192    Peraltro, il ricorrente non ha presentato alcun elemento di informazione o di prova concreto che possa dimostrare che egli non rappresenta più una minaccia per la sicurezza nazionale e internazionale.

193    In tali circostanze, la decisione impugnata non può essere considerata sproporzionata alla luce del periodo di tempo trascorso dall’inserimento del nominativo del ricorrente nell’elenco controverso.

194    Pertanto, il quinto motivo deve essere respinto in quanto infondato e, con esso, il ricorso nel suo insieme.

 Sulle spese

195    Ai sensi dell’articolo 134, paragrafo 1, del regolamento di procedura, la parte soccombente è condannata alle spese se ne è stata fatta domanda. Poiché il ricorrente è rimasto soccombente, occorre condannarlo alle spese sostenute dalla Commissione, conformemente alla domanda di quest’ultima.

196    Ai sensi dell’articolo 138, paragrafo 1, del regolamento di procedura, gli Stati membri e le istituzioni intervenuti nella causa sopporteranno le proprie spese.

Per questi motivi,

IL TRIBUNALE (Terza Sezione)

dichiara e statuisce:

1)      Il ricorso è respinto in quanto irricevibile per la parte in cui è diretto all’annullamento del regolamento (CE) n. 14/2007 della Commissione, del 10 gennaio 2007, recante settantaquattresima modifica del regolamento (CE) n. 881/2002 che impone specifiche misure restrittive nei confronti di determinate persone ed entità associate a Osama bin Laden, alla rete AlQaeda e ai Talibani e abroga il regolamento (CE) n. 467/2001 del Consiglio, nei limiti in cui tale regolamento riguarda il sig. Mohammed AlGhabra.

2)      Il ricorso è respinto per la restante parte, in quanto infondato.

3)      Il sig. AlGhabra è condannato a sopportare le proprie spese, nonché le spese sostenute dalla Commissione europea.

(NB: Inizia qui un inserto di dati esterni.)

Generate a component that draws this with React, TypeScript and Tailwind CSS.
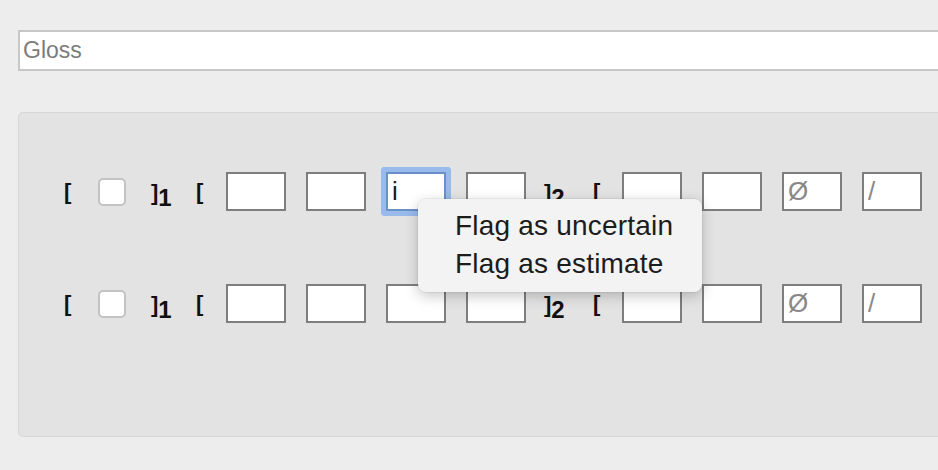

4)      Il Regno Unito di Gran Bretagna e Irlanda del Nord e il Consiglio dell’Unione europea sopporteranno le proprie spese.

Papasavvas

Bieliūnas

Forrester

Così deciso e pronunciato a Lussemburgo il 13 dicembre 2016.

Firme


* Lingua processuale: l’inglese.


1      Sono riprodotti soltanto i punti della presente sentenza la cui pubblicazione è ritenuta utile dal Tribunale.